Landis was strong in the first half of last year's Tour of Spain but faded towards the end. This time round, he has chosen to take a complete break from racing after the Tour. He feels his form is where it needs to be.
"I think it is good, I did the same as last year in taking it easy after the Tour. I went back to California and rested. I did some small training. Normally after the Tour you have good form, if you're not too tired, so I think it should be all right. The team is good, the morale is good.
"Last year I was okay for the first two weeks, but it was a bit long. I don't know what to expect this year. I didn't race so much in the spring this year, so hopefully that will help."

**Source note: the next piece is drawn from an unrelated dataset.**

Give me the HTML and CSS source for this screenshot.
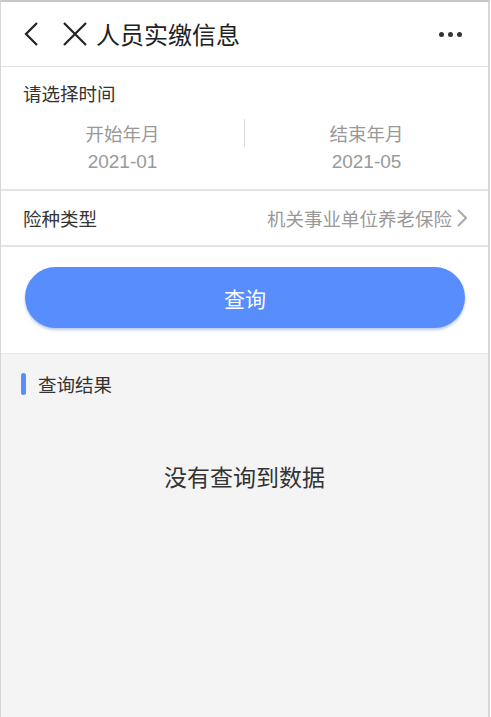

Rather than designating a leader before the race starts, Phonak is adopting a 'wait and see' policy. "We have a couple of guys that are very good right now, " Landis says. "I think that Santos Gonzalez is good, Gutierrez is good and...Oscar [Pereiro], I don't know how motivated he is, but he looks fit. I don't think we are going to pick one person and say that we will work for them. There are other teams to control the race, just like the Tour. Discovery are here, and I think Roberto [Heras] wants to win, so I would expect that they will work. But the Vuelta is different, anyway, you have to be careful with the wind and so it is more a case that we have to stay together."
When asked if he had looked at key stages in the race, Landis said that he didn't know the full route. "I haven't done any reconnaissance like the Tour, but I looked at the maps...Anyway, it is a case that if you're strong enough in the mountains, you can win the Vuelta. If not, you get dropped! There are seven mountaintop finishes, or something like that. So your strength is the most important thing. As for the time trials, I think the prologue is a bit short. But the last two are better for me."